_WHAT YOU ARE ASKED TO DO_
Without including any pictures, write out the listing below exactly.
* start DATA BLOCK *
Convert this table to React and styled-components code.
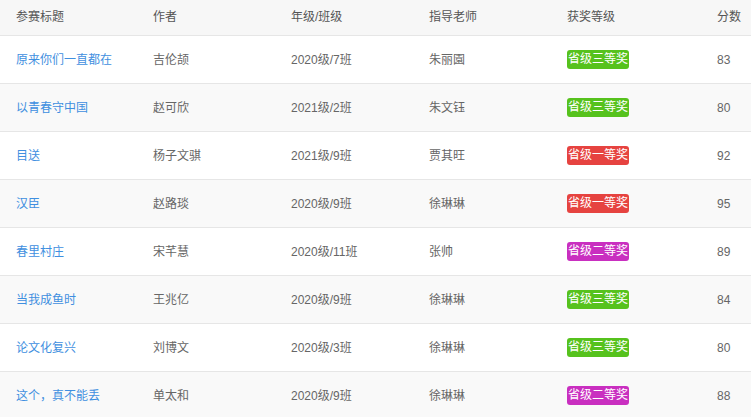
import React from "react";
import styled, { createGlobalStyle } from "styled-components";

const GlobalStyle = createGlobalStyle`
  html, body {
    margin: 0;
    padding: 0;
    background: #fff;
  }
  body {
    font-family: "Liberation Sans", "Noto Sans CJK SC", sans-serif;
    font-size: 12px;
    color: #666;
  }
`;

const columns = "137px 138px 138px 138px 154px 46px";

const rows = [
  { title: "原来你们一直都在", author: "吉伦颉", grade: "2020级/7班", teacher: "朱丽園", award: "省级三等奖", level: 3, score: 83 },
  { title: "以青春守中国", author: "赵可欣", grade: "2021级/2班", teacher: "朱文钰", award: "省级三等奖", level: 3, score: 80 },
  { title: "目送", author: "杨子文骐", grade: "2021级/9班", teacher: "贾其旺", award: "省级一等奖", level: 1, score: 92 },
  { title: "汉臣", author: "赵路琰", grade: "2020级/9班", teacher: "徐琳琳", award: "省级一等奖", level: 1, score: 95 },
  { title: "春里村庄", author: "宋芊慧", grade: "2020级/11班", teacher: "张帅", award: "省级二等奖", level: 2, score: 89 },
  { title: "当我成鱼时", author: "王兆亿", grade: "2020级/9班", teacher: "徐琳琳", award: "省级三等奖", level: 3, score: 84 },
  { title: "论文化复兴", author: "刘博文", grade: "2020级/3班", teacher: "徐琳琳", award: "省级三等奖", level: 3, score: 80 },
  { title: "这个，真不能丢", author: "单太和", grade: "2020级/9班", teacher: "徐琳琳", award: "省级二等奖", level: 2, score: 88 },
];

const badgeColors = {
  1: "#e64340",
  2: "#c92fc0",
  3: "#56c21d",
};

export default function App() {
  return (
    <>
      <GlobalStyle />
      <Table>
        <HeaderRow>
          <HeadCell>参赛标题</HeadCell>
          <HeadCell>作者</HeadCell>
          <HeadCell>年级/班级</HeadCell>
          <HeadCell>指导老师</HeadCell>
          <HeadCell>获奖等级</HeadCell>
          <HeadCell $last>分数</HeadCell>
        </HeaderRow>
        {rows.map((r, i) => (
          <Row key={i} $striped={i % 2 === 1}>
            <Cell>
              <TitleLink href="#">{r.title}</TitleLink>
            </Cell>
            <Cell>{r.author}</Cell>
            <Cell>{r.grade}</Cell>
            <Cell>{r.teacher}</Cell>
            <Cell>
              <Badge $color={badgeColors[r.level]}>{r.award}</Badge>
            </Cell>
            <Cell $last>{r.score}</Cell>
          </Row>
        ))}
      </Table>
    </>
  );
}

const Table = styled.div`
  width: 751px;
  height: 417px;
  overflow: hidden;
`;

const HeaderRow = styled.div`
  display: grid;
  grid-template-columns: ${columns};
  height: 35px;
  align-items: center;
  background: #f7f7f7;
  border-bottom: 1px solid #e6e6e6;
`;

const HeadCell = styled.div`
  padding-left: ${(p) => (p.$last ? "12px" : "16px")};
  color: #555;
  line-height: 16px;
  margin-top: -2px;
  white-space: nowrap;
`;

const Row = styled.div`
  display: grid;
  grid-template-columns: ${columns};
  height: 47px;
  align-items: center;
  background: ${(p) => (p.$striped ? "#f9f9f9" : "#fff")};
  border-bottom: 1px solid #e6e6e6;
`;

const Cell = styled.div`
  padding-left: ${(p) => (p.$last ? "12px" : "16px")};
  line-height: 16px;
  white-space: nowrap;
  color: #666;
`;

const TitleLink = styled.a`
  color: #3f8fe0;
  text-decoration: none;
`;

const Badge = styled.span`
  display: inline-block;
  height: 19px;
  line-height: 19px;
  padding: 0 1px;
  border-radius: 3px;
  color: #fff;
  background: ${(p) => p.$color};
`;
* end DATA BLOCK *
_FULL OUTPUT_
Convert this table to React and styled-components code.
import React from "react";
import styled, { createGlobalStyle } from "styled-components";

const GlobalStyle = createGlobalStyle`
  html, body {
    margin: 0;
    padding: 0;
    background: #fff;
  }
  body {
    font-family: "Liberation Sans", "Noto Sans CJK SC", sans-serif;
    font-size: 12px;
    color: #666;
  }
`;

const columns = "137px 138px 138px 138px 154px 46px";

const rows = [
  { title: "原来你们一直都在", author: "吉伦颉", grade: "2020级/7班", teacher: "朱丽園", award: "省级三等奖", level: 3, score: 83 },
  { title: "以青春守中国", author: "赵可欣", grade: "2021级/2班", teacher: "朱文钰", award: "省级三等奖", level: 3, score: 80 },
  { title: "目送", author: "杨子文骐", grade: "2021级/9班", teacher: "贾其旺", award: "省级一等奖", level: 1, score: 92 },
  { title: "汉臣", author: "赵路琰", grade: "2020级/9班", teacher: "徐琳琳", award: "省级一等奖", level: 1, score: 95 },
  { title: "春里村庄", author: "宋芊慧", grade: "2020级/11班", teacher: "张帅", award: "省级二等奖", level: 2, score: 89 },
  { title: "当我成鱼时", author: "王兆亿", grade: "2020级/9班", teacher: "徐琳琳", award: "省级三等奖", level: 3, score: 84 },
  { title: "论文化复兴", author: "刘博文", grade: "2020级/3班", teacher: "徐琳琳", award: "省级三等奖", level: 3, score: 80 },
  { title: "这个，真不能丢", author: "单太和", grade: "2020级/9班", teacher: "徐琳琳", award: "省级二等奖", level: 2, score: 88 },
];

const badgeColors = {
  1: "#e64340",
  2: "#c92fc0",
  3: "#56c21d",
};

export default function App() {
  return (
    <>
      <GlobalStyle />
      <Table>
        <HeaderRow>
          <HeadCell>参赛标题</HeadCell>
          <HeadCell>作者</HeadCell>
          <HeadCell>年级/班级</HeadCell>
          <HeadCell>指导老师</HeadCell>
          <HeadCell>获奖等级</HeadCell>
          <HeadCell $last>分数</HeadCell>
        </HeaderRow>
        {rows.map((r, i) => (
          <Row key={i} $striped={i % 2 === 1}>
            <Cell>
              <TitleLink href="#">{r.title}</TitleLink>
            </Cell>
            <Cell>{r.author}</Cell>
            <Cell>{r.grade}</Cell>
            <Cell>{r.teacher}</Cell>
            <Cell>
              <Badge $color={badgeColors[r.level]}>{r.award}</Badge>
            </Cell>
            <Cell $last>{r.score}</Cell>
          </Row>
        ))}
      </Table>
    </>
  );
}

const Table = styled.div`
  width: 751px;
  height: 417px;
  overflow: hidden;
`;

const HeaderRow = styled.div`
  display: grid;
  grid-template-columns: ${columns};
  height: 35px;
  align-items: center;
  background: #f7f7f7;
  border-bottom: 1px solid #e6e6e6;
`;

const HeadCell = styled.div`
  padding-left: ${(p) => (p.$last ? "12px" : "16px")};
  color: #555;
  line-height: 16px;
  margin-top: -2px;
  white-space: nowrap;
`;

const Row = styled.div`
  display: grid;
  grid-template-columns: ${columns};
  height: 47px;
  align-items: center;
  background: ${(p) => (p.$striped ? "#f9f9f9" : "#fff")};
  border-bottom: 1px solid #e6e6e6;
`;

const Cell = styled.div`
  padding-left: ${(p) => (p.$last ? "12px" : "16px")};
  line-height: 16px;
  white-space: nowrap;
  color: #666;
`;

const TitleLink = styled.a`
  color: #3f8fe0;
  text-decoration: none;
`;

const Badge = styled.span`
  display: inline-block;
  height: 19px;
  line-height: 19px;
  padding: 0 1px;
  border-radius: 3px;
  color: #fff;
  background: ${(p) => p.$color};
`;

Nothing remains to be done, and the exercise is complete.